A promotora, segundo matéria do Intercept e Portal Catarinas, ajuizou uma ação cautelar pedindo o acolhimento institucional da criança, para protegê-la: “permanecer até verificar-se que não se encontra mais em situação de risco [de violência sexual] e possa retornar para a família natural”.
Entretanto, a juíza da Comarca de Tijucas Joana Ribeiro Zimmer induziu a criança a permanecer com o feto, negando o direito legal ao aborto seguro. Agregou à ida ao abrigo por proteção da criança contra o agressor ao fato de que “doravante, o risco é que a mãe efetue algum procedimento para operar a morte do bebê”. Um absurdo!
Nesta segunda-feira (20), a criança já havia completado 11 anos e está na 29ª semana de gravidez.
Em audiência, dias antes, a juíza chegou a perguntar à criança, que estava às vésperas do aniversário: “Você tem algum pedido especial de aniversário? Se tiver, é só pedir. Quer escolher o nome do bebê?”. Uma coação repugnante!
Na mesma audiência, a promotora de forma perversa sugeriu a manutenção da gravidez. “A gente mantinha mais uma ou duas semanas apenas a tua barriga, porque, para ele ter a chance de sobreviver mais, ele precisa tomar os medicamentos para o pulmão se formar completamente. Em vez de deixar ele morrer – porque já é um bebê, já é uma criança –, em vez de a gente tirar da tua barriga e ver ele morrendo e agonizando, é isso que acontece, porque o Brasil não concorda com a eutanásia, o Brasil não tem, não vai dar medicamento para ele… Ele vai nascer chorando, não [inaudível] medicamento para ele morrer”.
Rechaçar a perversidade
“Este é mais um caso absurdo que impede o direito ao aborto legal no Brasil. A justiça se mostra misógina e burguesa, ao ignorar o sofrimento da menina vítima de violência sexual e, sobretudo, o risco a sua vida”, repudia a dirigente do MML (Movimento Mulheres em Luta) Marcela Azevedo, da Secretaria Executiva Nacional da CSP-Conlutas.
Marcela denuncia como perversa a política do governo Bolsonaro e de sua ex-ministra da Mulher, da Família e dos Direitos Humanos, Damares Alves, que deu sustentação a esse tipo de prática, “com portarias e cartilhas que aterrorizam e criminalizam as mulheres e meninas pobres, da classe trabalhadora”.

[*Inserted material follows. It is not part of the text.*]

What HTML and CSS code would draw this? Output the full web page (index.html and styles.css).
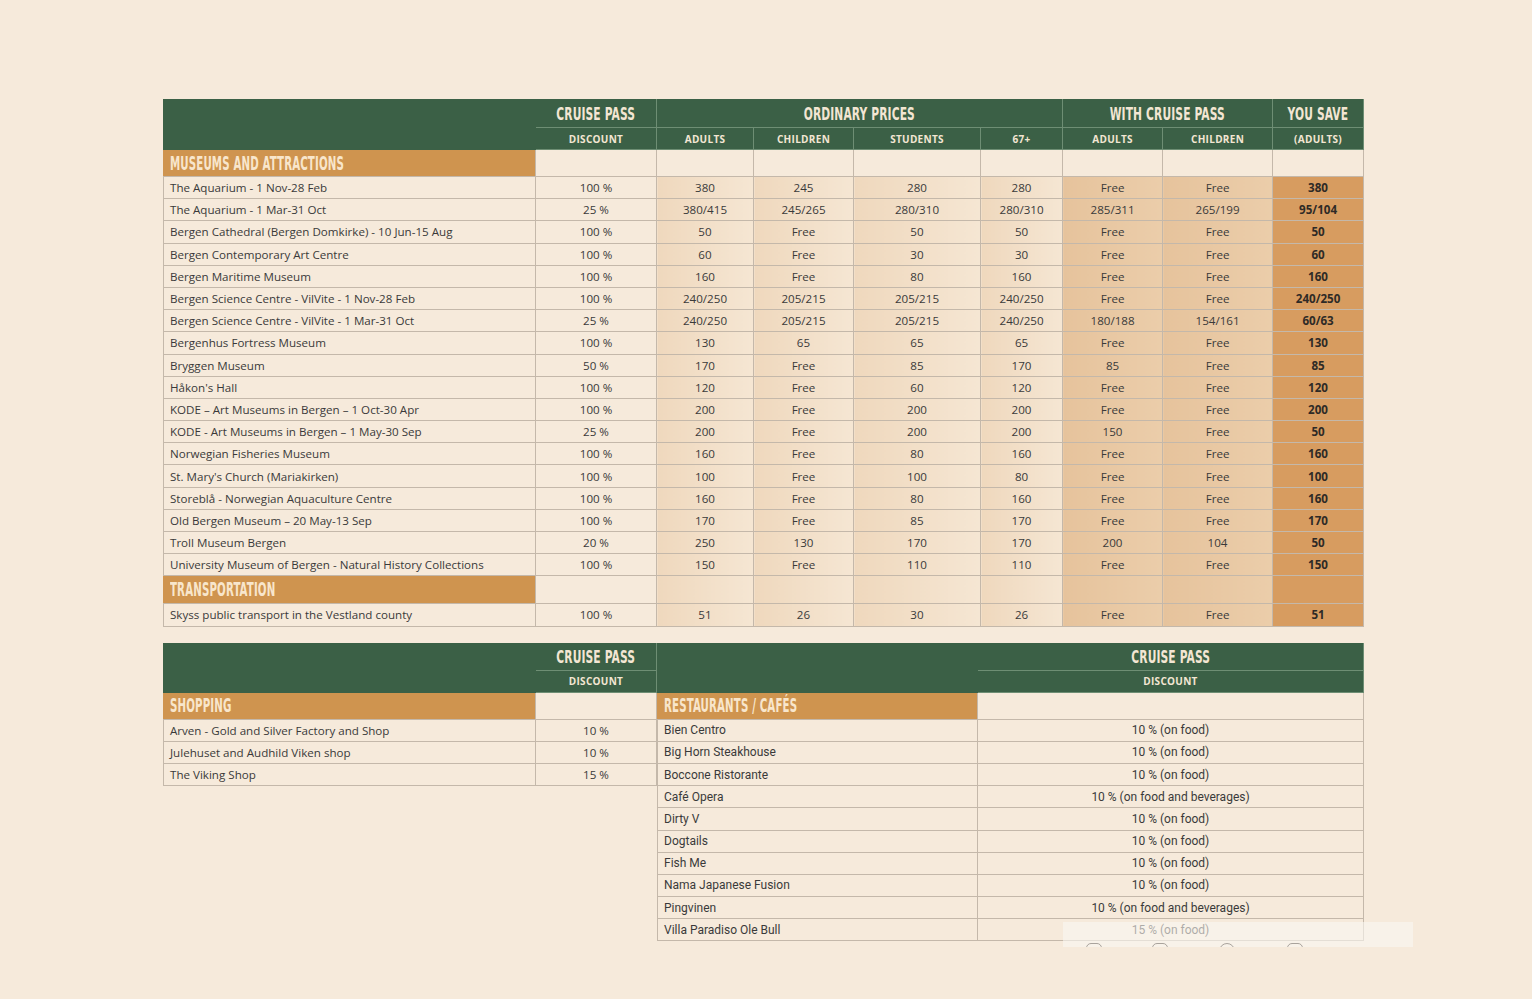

A manutenção do feto a qualquer custo é, na realidade, uma materialização do Estatuto do Nascituro, que entrou em pauta na sociedade em 2021 por meio de emendas e campanhas. O estatuto quer dar direito civil ao feto em detrimento de uma pessoa. Mas não foi aprovado. Não é lei. Por isso não poder ser utilizado para impedir o aborto de uma criança.
Indignada, a dirigente do MML faz um chamado. “É preciso um levante de todas as organizações de mulheres e da classe trabalhadora para defender a vida dessa e tantas outras meninas. Não adianta querer canalizar tudo para o processo eleitoral, nossas vidas estão em risco agora, é preciso lutar já”.
O TJ-SC (Tribunal de Justiça de Santa Catarina) divulgou, por meio de nota no final da tarde desta segunda-feira (20), que a Corregedoria-Geral do órgão instaurou um pedido de análise da conduta da juíza que induziu uma menina de 11 anos vítima de estupro a desistir de fazer um aborto legal.
Para a análise, a Corregedoria baseia-se principalmente na audiência judicial.
O Coletivo Juntas divulgou uma petição pública na internet que cobra ao Conselho Nacional de Justiça o afastamento da juíza Joana Ribeiro.